### [PROVIDED DATA]
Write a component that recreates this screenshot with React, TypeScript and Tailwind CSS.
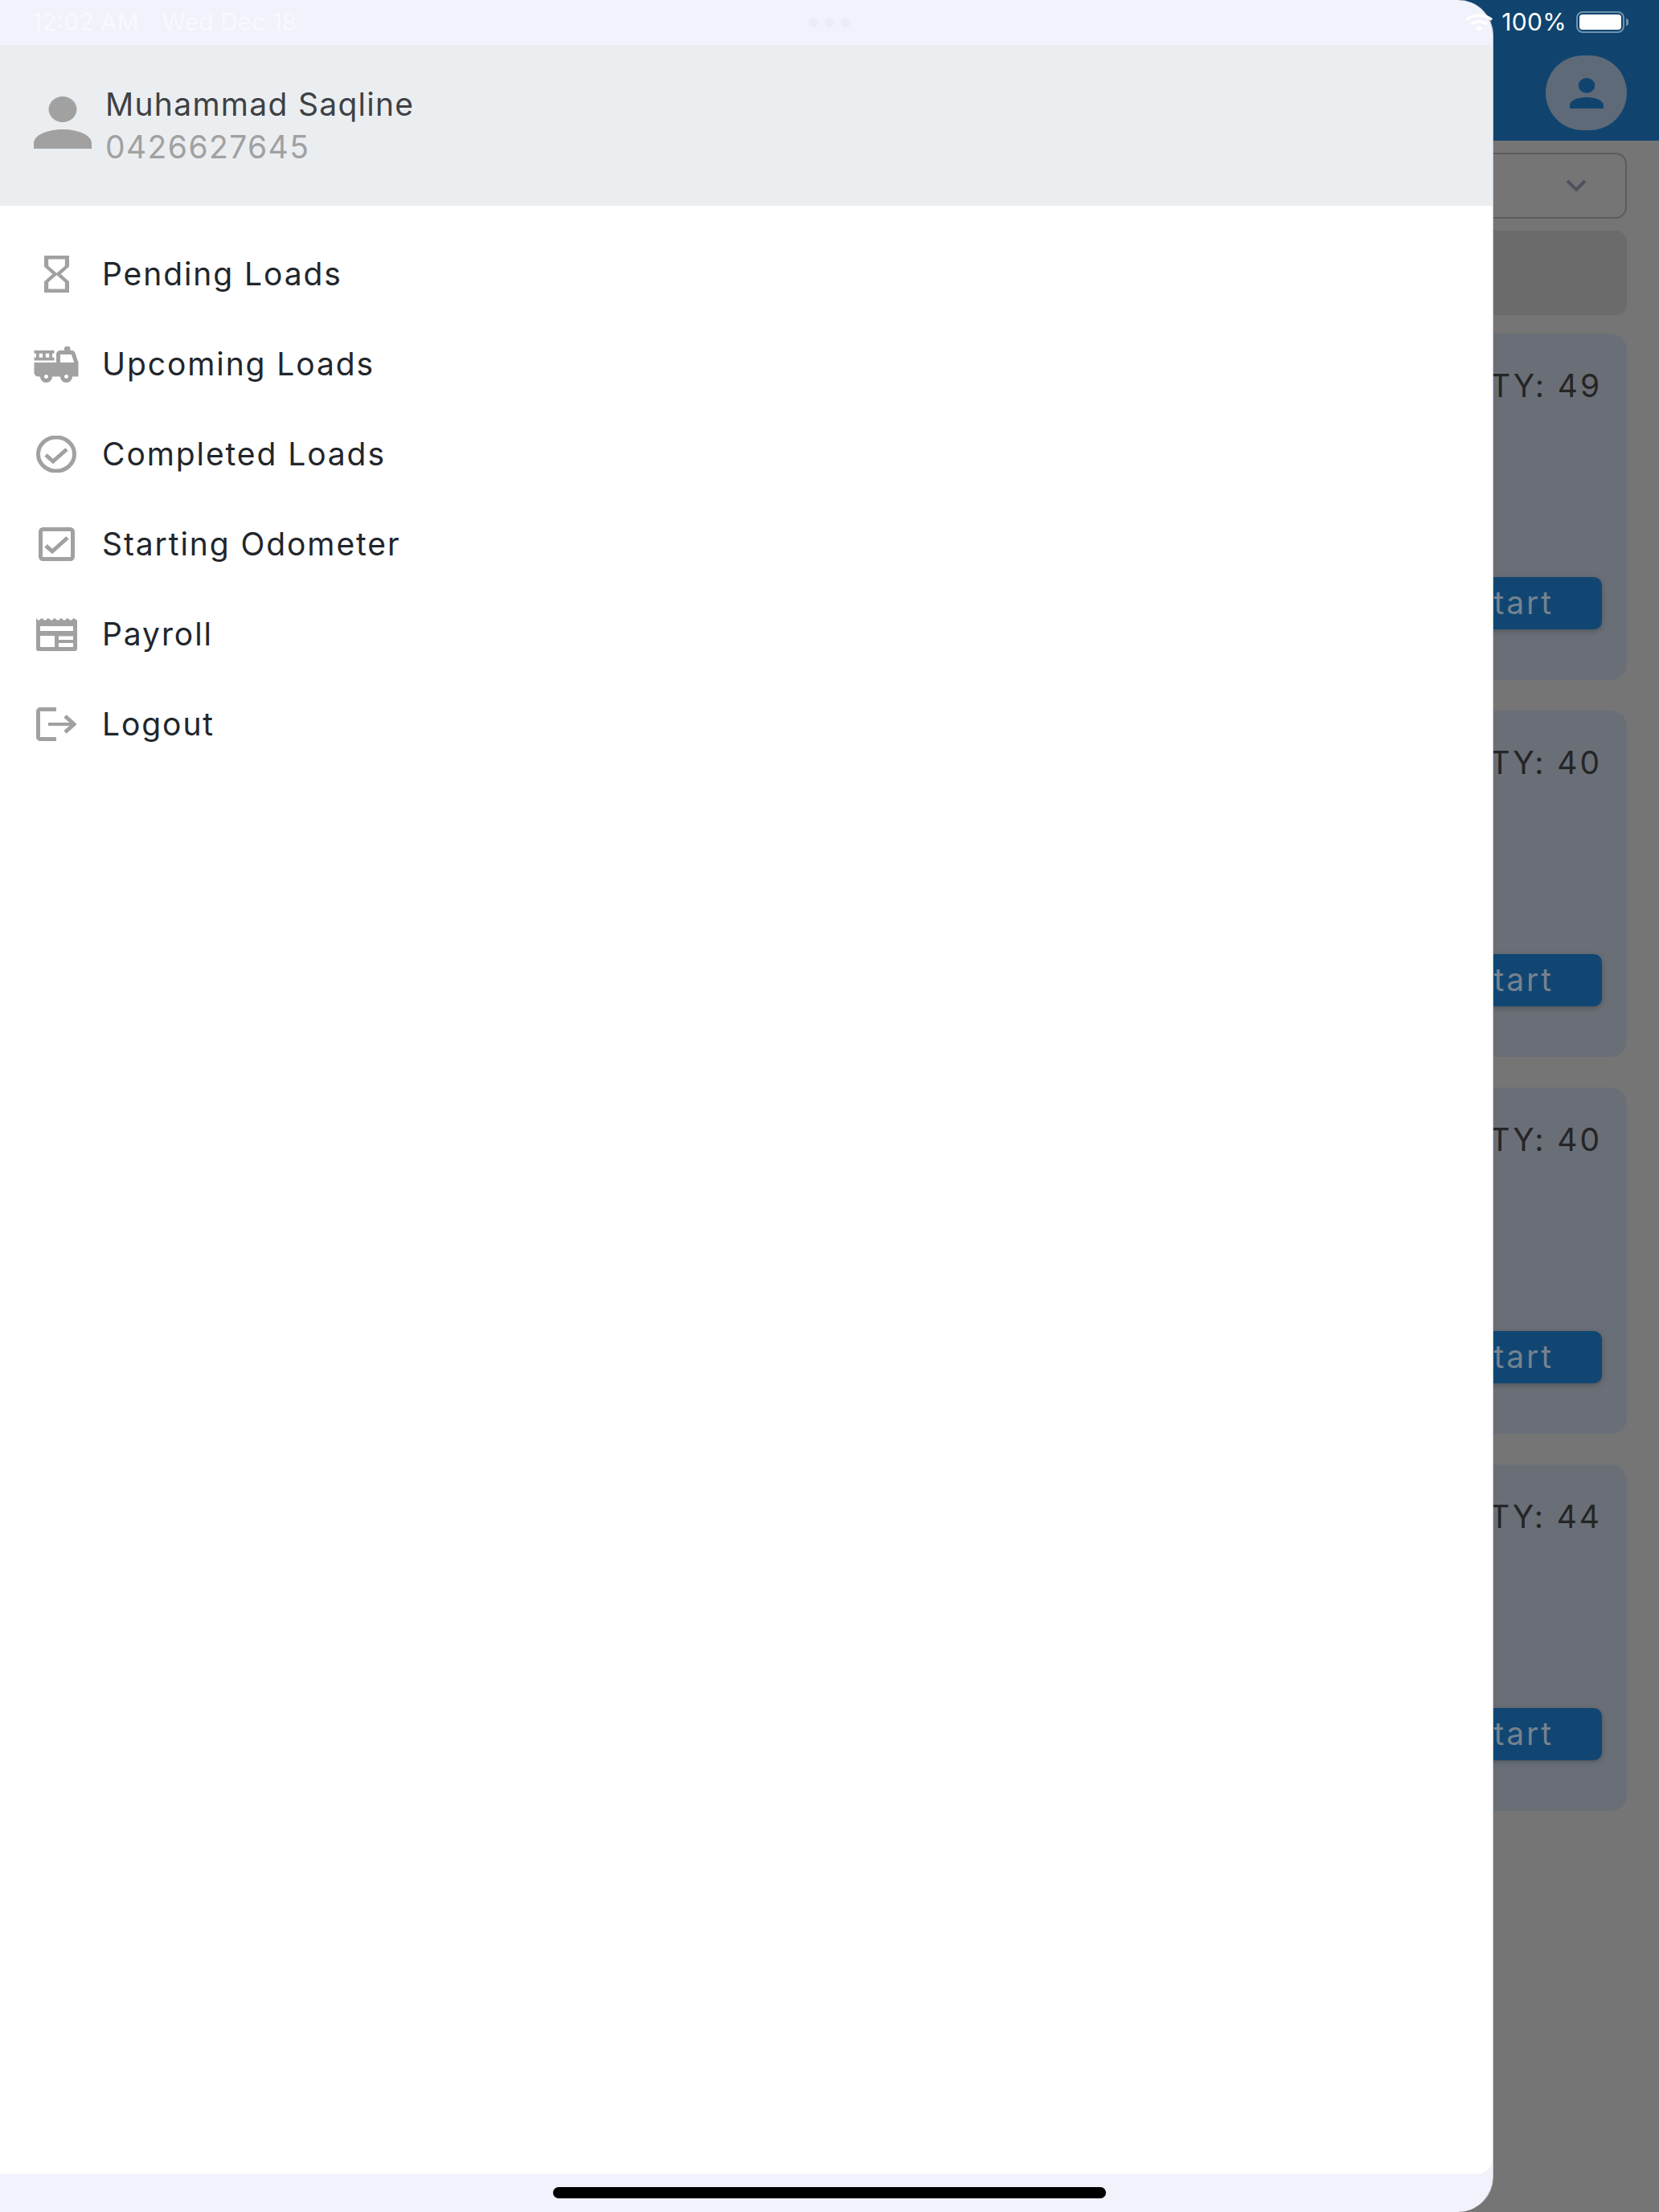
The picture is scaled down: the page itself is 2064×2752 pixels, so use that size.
import React from "react";
import { MdFireTruck } from "react-icons/md";

const menuItems = [
  { label: "Pending Loads", icon: <HourglassIcon /> },
  { label: "Upcoming Loads", icon: <MdFireTruck size={61} color="#a1a1a1" /> },
  { label: "Completed Loads", icon: <CircleCheckIcon /> },
  { label: "Starting Odometer", icon: <BoxCheckIcon /> },
  { label: "Payroll", icon: <PayrollIcon /> },
  { label: "Logout", icon: <LogoutIcon /> },
];

const loads = ["QTY: 49", "QTY: 40", "QTY: 40", "QTY: 44"];

function HourglassIcon() {
  return (
    <svg width="31" height="46" viewBox="6 2 12 20" preserveAspectRatio="none" fill="#a1a1a1">
      <path d="M6 2v6h.01L6 8.01 10 12l-4 4 .01.01H6V22h12v-5.99h-.01L18 16l-4-4 4-3.99-.01-.01H18V2H6zm10 14.5V20H8v-3.5l4-4 4 4zm-4-5l-4-4V4h8v3.5l-4 4z" />
    </svg>
  );
}

function CircleCheckIcon() {
  return (
    <svg width="50" height="46" viewBox="0 0 50 46" fill="none" stroke="#a1a1a1">
      <ellipse cx="25" cy="23" rx="22.500" ry="21" strokeWidth="5" />
      <path d="M12 24l9 8 17-15" strokeWidth="5" />
    </svg>
  );
}

function BoxCheckIcon() {
  return (
    <svg width="45" height="42" viewBox="0 0 45 42" fill="none" stroke="#a1a1a1">
      <rect x="2.500" y="2.500" width="40" height="37" rx="3" strokeWidth="5" />
      <path d="M9 23l8 7 19-17" strokeWidth="5" />
    </svg>
  );
}

function PayrollIcon() {
  return (
    <svg width="51" height="41" viewBox="0 0 51 41" fill="#a1a1a1">
      <path
        fillRule="evenodd"
        d="M0 0l3 3 4-3 4 3 4-3 4 3 4-3 4 3 4-3 4 3 4-3 4 3 4-3 4 3v35a3 3 0 0 1-3 3H3a3 3 0 0 1-3-3zM5 10v6h41v-6zM5 22v14h18V22zM28 22.500V27h18v-4.500zM28 31v5h18v-5z"
      />
    </svg>
  );
}

function LogoutIcon() {
  return (
    <svg width="50" height="42" viewBox="0 0 50 42" fill="none" stroke="#a1a1a1">
      <path d="M25 2.500H5a2.500 2.500 0 0 0-2.500 2.500v32a2.500 2.500 0 0 0 2.500 2.500h20" strokeWidth="5" />
      <path d="M15 21h32" strokeWidth="4" />
      <path d="M36 11l11 10-11 10" strokeWidth="5" />
    </svg>
  );
}

function PersonIcon() {
  return (
    <svg width="72" height="65" viewBox="0 0 72 65" fill="#a1a1a1">
      <ellipse cx="36" cy="16" rx="17.500" ry="16" />
      <path d="M0 65V58C0 48 17 41 36 41s36 7 36 17v7z" />
    </svg>
  );
}

function WifiIcon() {
  return (
    <svg width="36" height="24" viewBox="0 0 36 24" fill="none" stroke="#ffffff" strokeWidth="3.500">
      <path d="M2 8.500C11 1 25 1 34 8.500" />
      <path d="M8 14c6-4.500 14-4.500 20 0" />
      <path d="M18 23l-5-4.500c3-2 7-2 10 0z" fill="#ffffff" stroke="none" />
    </svg>
  );
}

function StatusBar() {
  return (
    <div className="absolute top-0 left-0 right-0 h-[55px] flex items-center pl-[40px] pr-[38px] text-[30px] text-white">
      <span className="opacity-60">12:02 AM</span>
      <span className="opacity-60 ml-[29px]">Wed Dec 18</span>
      <div className="absolute left-[1006px] top-[22px] flex gap-[8px]">
        <div className="w-[12px] h-[12px] rounded-full bg-[#ebecf6]" />
        <div className="w-[12px] h-[12px] rounded-full bg-[#ebecf6]" />
        <div className="w-[12px] h-[12px] rounded-full bg-[#ebecf6]" />
      </div>
      <div className="ml-auto flex items-center">
        <WifiIcon />
        <span className="ml-[10px] tracking-[0.01em]">100%</span>
        <div className="ml-[12px] w-[60px] h-[27px] rounded-[8px] border-[2px] border-[#6f92ad] p-[2px]">
          <div className="w-full h-full rounded-[4px] bg-white" />
        </div>
        <div className="ml-[2px] w-[3px] h-[9px] rounded-r-full bg-[#6f92ad]" />
      </div>
    </div>
  );
}

function Drawer() {
  return (
    <div className="absolute top-0 left-0 bottom-0 w-[1858px] flex flex-col bg-[#f1f2fb] rounded-tr-[44px] rounded-br-[44px] overflow-hidden border-r border-[#c9c9cf]">
      <div className="h-[56px] shrink-0" />
      <div className="h-[200px] shrink-0 bg-[#ebeef1] flex items-center pl-[42px]">
        <div className="mb-[8px]">
          <PersonIcon />
        </div>
        <div className="ml-[17px] flex flex-col">
          <span className="text-[39px] leading-[53px] tracking-[0.033em] text-[#3f4144]">Muhammad Saqline</span>
          <span className="text-[39px] leading-[53px] tracking-[0.036em] text-[#a1a1a1]">0426627645</span>
        </div>
      </div>
      <div className="flex-1 bg-white rounded-br-[20px] pt-[29px]">
        {menuItems.map((item) => (
          <div key={item.label} className="h-[112px] flex items-center">
            <div className="ml-[40px] w-[60px] flex justify-center">{item.icon}</div>
            <span className="ml-[27px] text-[39px] tracking-[0.049em] text-[#22262b]">{item.label}</span>
          </div>
        ))}
      </div>
      <div className="h-[47px] shrink-0" />
    </div>
  );
}

export default function App() {
  return (
    <div className="relative w-[2064px] h-[2752px] overflow-hidden bg-[#757575] font-['Inter',sans-serif]">
      <div className="h-[175px] bg-[#10446f] flex justify-end items-start pt-[69px] pr-[40px]">
        <div className="w-[101px] h-[93px] rounded-full bg-[#5f6a78] flex items-center justify-center">
          <svg width="42" height="38" viewBox="0 0 72 65" fill="#10446f">
            <ellipse cx="36" cy="16" rx="17.500" ry="16" />
            <path d="M0 65V58C0 48 17 41 36 41s36 7 36 17v7z" />
          </svg>
        </div>
      </div>

      <div className="pl-[40px] pr-[40px] pt-[15px]">
        <div className="h-[82px] rounded-[14px] border-[2px] border-[#5c5c5c] flex items-center justify-end pr-[48px]">
          <svg width="26" height="16" viewBox="0 0 26 16" fill="none" stroke="#4d525c" strokeWidth="4">
            <path d="M2 2l11 11L24 2" />
          </svg>
        </div>
        <div className="h-[105px] mt-[15px] rounded-[14px] bg-[#6b6b6c]" />
        <div className="mt-[23px] flex flex-col gap-[38px]">
          {loads.map((qty, i) => (
            <div key={i} className="h-[431px] rounded-[20px] bg-[#6a6f77] flex flex-col items-end pt-[42px] pr-[31px]">
              <span className="text-[39px] leading-[46px] tracking-[0.075em] text-[#252525]">{qty}</span>
              <div className="mt-[215px] w-[400px] h-[65px] rounded-[10px] bg-[#114672] shadow-[0_2px_6px_rgba(0,0,0,0.25)] flex items-center justify-end pr-[60px] text-[39px] tracking-[0.075em] text-[#75828f]">
                Start
              </div>
            </div>
          ))}
        </div>
      </div>

      <Drawer />
      <StatusBar />
      <div className="absolute left-[688px] bottom-[17px] w-[688px] h-[14px] rounded-full bg-black" />
    </div>
  );
}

### [REQUEST]
Output an exact copy of the material, with the pictures removed.

### [FINISHED EXERCISE]
Write a component that recreates this screenshot with React, TypeScript and Tailwind CSS.
The picture is scaled down: the page itself is 2064×2752 pixels, so use that size.
import React from "react";
import { MdFireTruck } from "react-icons/md";

const menuItems = [
  { label: "Pending Loads", icon: <HourglassIcon /> },
  { label: "Upcoming Loads", icon: <MdFireTruck size={61} color="#a1a1a1" /> },
  { label: "Completed Loads", icon: <CircleCheckIcon /> },
  { label: "Starting Odometer", icon: <BoxCheckIcon /> },
  { label: "Payroll", icon: <PayrollIcon /> },
  { label: "Logout", icon: <LogoutIcon /> },
];

const loads = ["QTY: 49", "QTY: 40", "QTY: 40", "QTY: 44"];

function HourglassIcon() {
  return (
    <svg width="31" height="46" viewBox="6 2 12 20" preserveAspectRatio="none" fill="#a1a1a1">
      <path d="M6 2v6h.01L6 8.01 10 12l-4 4 .01.01H6V22h12v-5.99h-.01L18 16l-4-4 4-3.99-.01-.01H18V2H6zm10 14.5V20H8v-3.5l4-4 4 4zm-4-5l-4-4V4h8v3.5l-4 4z" />
    </svg>
  );
}

function CircleCheckIcon() {
  return (
    <svg width="50" height="46" viewBox="0 0 50 46" fill="none" stroke="#a1a1a1">
      <ellipse cx="25" cy="23" rx="22.500" ry="21" strokeWidth="5" />
      <path d="M12 24l9 8 17-15" strokeWidth="5" />
    </svg>
  );
}

function BoxCheckIcon() {
  return (
    <svg width="45" height="42" viewBox="0 0 45 42" fill="none" stroke="#a1a1a1">
      <rect x="2.500" y="2.500" width="40" height="37" rx="3" strokeWidth="5" />
      <path d="M9 23l8 7 19-17" strokeWidth="5" />
    </svg>
  );
}

function PayrollIcon() {
  return (
    <svg width="51" height="41" viewBox="0 0 51 41" fill="#a1a1a1">
      <path
        fillRule="evenodd"
        d="M0 0l3 3 4-3 4 3 4-3 4 3 4-3 4 3 4-3 4 3 4-3 4 3 4-3 4 3v35a3 3 0 0 1-3 3H3a3 3 0 0 1-3-3zM5 10v6h41v-6zM5 22v14h18V22zM28 22.500V27h18v-4.500zM28 31v5h18v-5z"
      />
    </svg>
  );
}

function LogoutIcon() {
  return (
    <svg width="50" height="42" viewBox="0 0 50 42" fill="none" stroke="#a1a1a1">
      <path d="M25 2.500H5a2.500 2.500 0 0 0-2.500 2.500v32a2.500 2.500 0 0 0 2.500 2.500h20" strokeWidth="5" />
      <path d="M15 21h32" strokeWidth="4" />
      <path d="M36 11l11 10-11 10" strokeWidth="5" />
    </svg>
  );
}

function PersonIcon() {
  return (
    <svg width="72" height="65" viewBox="0 0 72 65" fill="#a1a1a1">
      <ellipse cx="36" cy="16" rx="17.500" ry="16" />
      <path d="M0 65V58C0 48 17 41 36 41s36 7 36 17v7z" />
    </svg>
  );
}

function WifiIcon() {
  return (
    <svg width="36" height="24" viewBox="0 0 36 24" fill="none" stroke="#ffffff" strokeWidth="3.500">
      <path d="M2 8.500C11 1 25 1 34 8.500" />
      <path d="M8 14c6-4.500 14-4.500 20 0" />
      <path d="M18 23l-5-4.500c3-2 7-2 10 0z" fill="#ffffff" stroke="none" />
    </svg>
  );
}

function StatusBar() {
  return (
    <div className="absolute top-0 left-0 right-0 h-[55px] flex items-center pl-[40px] pr-[38px] text-[30px] text-white">
      <span className="opacity-60">12:02 AM</span>
      <span className="opacity-60 ml-[29px]">Wed Dec 18</span>
      <div className="absolute left-[1006px] top-[22px] flex gap-[8px]">
        <div className="w-[12px] h-[12px] rounded-full bg-[#ebecf6]" />
        <div className="w-[12px] h-[12px] rounded-full bg-[#ebecf6]" />
        <div className="w-[12px] h-[12px] rounded-full bg-[#ebecf6]" />
      </div>
      <div className="ml-auto flex items-center">
        <WifiIcon />
        <span className="ml-[10px] tracking-[0.01em]">100%</span>
        <div className="ml-[12px] w-[60px] h-[27px] rounded-[8px] border-[2px] border-[#6f92ad] p-[2px]">
          <div className="w-full h-full rounded-[4px] bg-white" />
        </div>
        <div className="ml-[2px] w-[3px] h-[9px] rounded-r-full bg-[#6f92ad]" />
      </div>
    </div>
  );
}

function Drawer() {
  return (
    <div className="absolute top-0 left-0 bottom-0 w-[1858px] flex flex-col bg-[#f1f2fb] rounded-tr-[44px] rounded-br-[44px] overflow-hidden border-r border-[#c9c9cf]">
      <div className="h-[56px] shrink-0" />
      <div className="h-[200px] shrink-0 bg-[#ebeef1] flex items-center pl-[42px]">
        <div className="mb-[8px]">
          <PersonIcon />
        </div>
        <div className="ml-[17px] flex flex-col">
          <span className="text-[39px] leading-[53px] tracking-[0.033em] text-[#3f4144]">Muhammad Saqline</span>
          <span className="text-[39px] leading-[53px] tracking-[0.036em] text-[#a1a1a1]">0426627645</span>
        </div>
      </div>
      <div className="flex-1 bg-white rounded-br-[20px] pt-[29px]">
        {menuItems.map((item) => (
          <div key={item.label} className="h-[112px] flex items-center">
            <div className="ml-[40px] w-[60px] flex justify-center">{item.icon}</div>
            <span className="ml-[27px] text-[39px] tracking-[0.049em] text-[#22262b]">{item.label}</span>
          </div>
        ))}
      </div>
      <div className="h-[47px] shrink-0" />
    </div>
  );
}

export default function App() {
  return (
    <div className="relative w-[2064px] h-[2752px] overflow-hidden bg-[#757575] font-['Inter',sans-serif]">
      <div className="h-[175px] bg-[#10446f] flex justify-end items-start pt-[69px] pr-[40px]">
        <div className="w-[101px] h-[93px] rounded-full bg-[#5f6a78] flex items-center justify-center">
          <svg width="42" height="38" viewBox="0 0 72 65" fill="#10446f">
            <ellipse cx="36" cy="16" rx="17.500" ry="16" />
            <path d="M0 65V58C0 48 17 41 36 41s36 7 36 17v7z" />
          </svg>
        </div>
      </div>

      <div className="pl-[40px] pr-[40px] pt-[15px]">
        <div className="h-[82px] rounded-[14px] border-[2px] border-[#5c5c5c] flex items-center justify-end pr-[48px]">
          <svg width="26" height="16" viewBox="0 0 26 16" fill="none" stroke="#4d525c" strokeWidth="4">
            <path d="M2 2l11 11L24 2" />
          </svg>
        </div>
        <div className="h-[105px] mt-[15px] rounded-[14px] bg-[#6b6b6c]" />
        <div className="mt-[23px] flex flex-col gap-[38px]">
          {loads.map((qty, i) => (
            <div key={i} className="h-[431px] rounded-[20px] bg-[#6a6f77] flex flex-col items-end pt-[42px] pr-[31px]">
              <span className="text-[39px] leading-[46px] tracking-[0.075em] text-[#252525]">{qty}</span>
              <div className="mt-[215px] w-[400px] h-[65px] rounded-[10px] bg-[#114672] shadow-[0_2px_6px_rgba(0,0,0,0.25)] flex items-center justify-end pr-[60px] text-[39px] tracking-[0.075em] text-[#75828f]">
                Start
              </div>
            </div>
          ))}
        </div>
      </div>

      <Drawer />
      <StatusBar />
      <div className="absolute left-[688px] bottom-[17px] w-[688px] h-[14px] rounded-full bg-black" />
    </div>
  );
}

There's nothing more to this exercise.